Three things come to my mind. One, the 18 inch 5.0 tube that you transferred from the old cage to this big new cage is way too small. Your boy is still pretty young and is still developing his bone structure. You need more UVB than an 18 inch 5.0 tube can give you. Looking at your pictures and the distance his perches are from the the 5.0 light I'm not sure the light is even penetrating that far down. Do one of two things. Buy a 5.0 tube that goes from one end of the cage top to the other end and move his basking spots further up towards the top or buy a 10.0 tube that goes from one end of the cage top to the other end and leave his basking/perching spots the same.

Two, don't play around with the reostat and his temperatures. That is a waste of time. Most of us have cages in the house and have constant temperature schemes. The basking light going off at night is enough of a drop to simulate nature. Keep it simple.

Three, the change to a new cage is stressful. It may take a week to make an adjustment and feel comfortable enough to eat and bask normally. Keep your fussing (other than lighting change) to a minimum and let him explore his new cage in private. Don't add to his stress. If you have the right light, temperature, properly placed plants/perches and misting/water he will settle in fine.
 
Just came home from lunch and the worm count is down by three!!! My worries are alieviated!! Just a quick clarification on the rheostat--- i use it to control the temp due to the lack of central air / temperature fluctuations in our house.
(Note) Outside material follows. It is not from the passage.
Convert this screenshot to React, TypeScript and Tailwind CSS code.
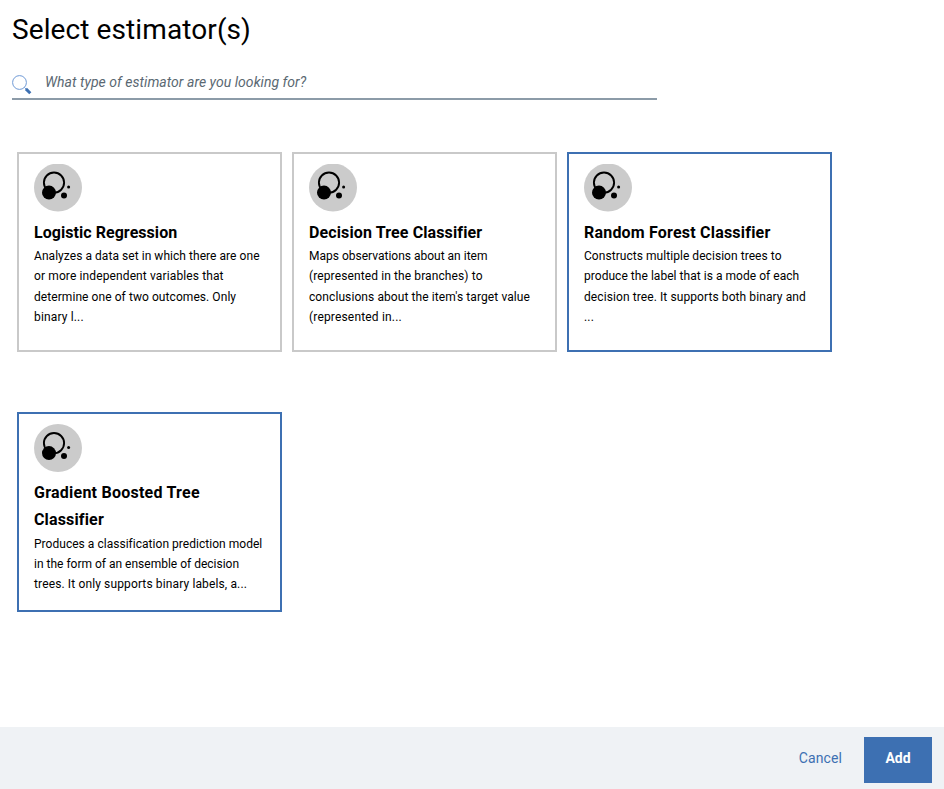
type Line = { text: string; className: string };

type Estimator = {
  title: Line[];
  description: Line[];
  selected: boolean;
};

const estimators: Estimator[] = [
  {
    title: [{ text: "Logistic Regression", className: "tracking-[0.05px]" }],
    description: [
      { text: "Analyzes a data set in which there are one", className: "tracking-[0.05px]" },
      { text: "or more independent variables that", className: "tracking-[0.12px]" },
      { text: "determine one of two outcomes. Only", className: "mt-px tracking-[0.07px]" },
      { text: "binary l...", className: "tracking-[0.15px]" },
    ],
    selected: false,
  },
  {
    title: [{ text: "Decision Tree Classifier", className: "tracking-[0.12px]" }],
    description: [
      { text: "Maps observations about an item", className: "tracking-normal" },
      { text: "(represented in the branches) to", className: "tracking-[0.11px]" },
      { text: "conclusions about the item's target value", className: "mt-px tracking-[0.09px]" },
      { text: "(represented in...", className: "tracking-[0.17px]" },
    ],
    selected: false,
  },
  {
    title: [{ text: "Random Forest Classifier", className: "tracking-[0.2px]" }],
    description: [
      { text: "Constructs multiple decision trees to", className: "tracking-[0.05px]" },
      { text: "produce the label that is a mode of each", className: "tracking-[0.04px]" },
      { text: "decision tree. It supports both binary and", className: "mt-px tracking-[0.09px]" },
      { text: "...", className: "tracking-[0.15px]" },
    ],
    selected: true,
  },
  {
    title: [
      { text: "Gradient Boosted Tree", className: "tracking-[0.24px]" },
      { text: "Classifier", className: "tracking-[0.15px]" },
    ],
    description: [
      { text: "Produces a classification prediction model", className: "mt-px tracking-[0.03px]" },
      { text: "in the form of an ensemble of decision", className: "tracking-normal" },
      { text: "trees. It only supports binary labels, a...", className: "tracking-[0.13px]" },
    ],
    selected: true,
  },
];

function EstimatorIcon({ offset }: { offset: number }) {
  return (
    <svg className="block size-12 shrink-0" viewBox={`0 ${offset} 48 48`}>
      <circle cx="24" cy="24" r="24" fill="#cbcbcb" />
      <circle cx="20" cy="19.1" r="10.1" fill="none" stroke="#000" strokeWidth="1.9" />
      <circle cx="15" cy="29.1" r="7" />
      <circle cx="30" cy="32" r="3" />
      <circle cx="34.6" cy="23.6" r="1.5" />
    </svg>
  );
}

function SearchIcon() {
  return (
    <svg className="block size-5 shrink-0" viewBox="0 0 20 20" fill="none">
      <circle cx="7.5" cy="7.5" r="6.9" stroke="#6f9ad6" strokeWidth="1" />
      <path d="M12.4 12.4l2 2" stroke="#6f9ad6" strokeWidth="1" />
      <path d="M13.9 13.9l4.4 4.3" stroke="#3d70b2" strokeWidth="3" />
    </svg>
  );
}

function EstimatorCard({ title, description, selected, iconOffset }: Estimator & { iconOffset: number }) {
  return (
    <button
      type="button"
      className={`flex h-[200px] w-[265px] flex-col items-start border-2 bg-white px-[15px] pt-2.5 text-left ${
        selected ? "border-[#3d70b2]" : "border-[#c9c9c9]"
      }`}
    >
      <EstimatorIcon offset={iconOffset} />
      <h2 className="mt-[7px] text-base leading-[27px] font-bold whitespace-nowrap">
        {title.map((line) => (
          <span key={line.text} className={`block ${line.className}`}>
            {line.text}
          </span>
        ))}
      </h2>
      <p className="flex flex-col text-xs leading-5 whitespace-nowrap">
        {description.map((line) => (
          <span key={line.text} className={`block ${line.className}`}>
            {line.text}
          </span>
        ))}
      </p>
    </button>
  );
}

export default function App() {
  return (
    <div className="flex h-[789px] w-[944px] flex-col bg-white font-['Roboto','Liberation_Sans',sans-serif] text-black">
      <header className="px-3 pt-[11px]">
        <h1 className="text-[28px] leading-[38px] tracking-[0.1px] whitespace-nowrap">Select estimator(s)</h1>
        <div className="mt-4 flex h-[35px] w-[645px] border-b-2 border-[#8c9ba8]">
          <div className="pt-2.5">
            <SearchIcon />
          </div>
          <span className="ml-[13px] pt-[7px] text-sm leading-5 tracking-[0.035px] whitespace-nowrap text-[#5a6872] italic">
            What type of estimator are you looking for?
          </span>
        </div>
      </header>
      <main className="mt-[52px] grid grow grid-cols-[repeat(3,265px)] content-start gap-x-2.5 gap-y-[60px] px-[17px]">
        {estimators.map((estimator, index) => (
          <EstimatorCard key={estimator.title[0].text} {...estimator} iconOffset={index < 3 ? 0.5 : 0} />
        ))}
      </main>
      <footer className="flex h-[62px] items-start justify-end bg-[#eff2f5] pt-2.5 pr-3 text-sm leading-[42px]">
        <button type="button" className="mr-[22px] tracking-[0.1px] text-[#3d70b2]">Cancel</button>
        <button type="button" className="h-[46px] w-[68px] bg-[#3d70b2] pb-1 font-bold text-white">Add</button>
      </footer>
    </div>
  );
}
Our home is a POS, and his new set up is next to my sulcatta tortoise table in the kitchen, so it can get very hot if not monitored. I will look into better UVB, but like everyone else in this crummy economy, money is tight!! The Navy only pays so much LOL! Any other insights to his set up you guys have will be greatly appreciated!! Again, thanks for all your help..Semper Fi!! Semper Chameleons!!!!!!
 
Can you move it away from the tortoise enclosure to resolve the heat issue? Steady temps are probly best. Perhaps consider raising the whole cage up on something so its higher. Arborial lizards feel more secure that way, even though it fits where it is so well.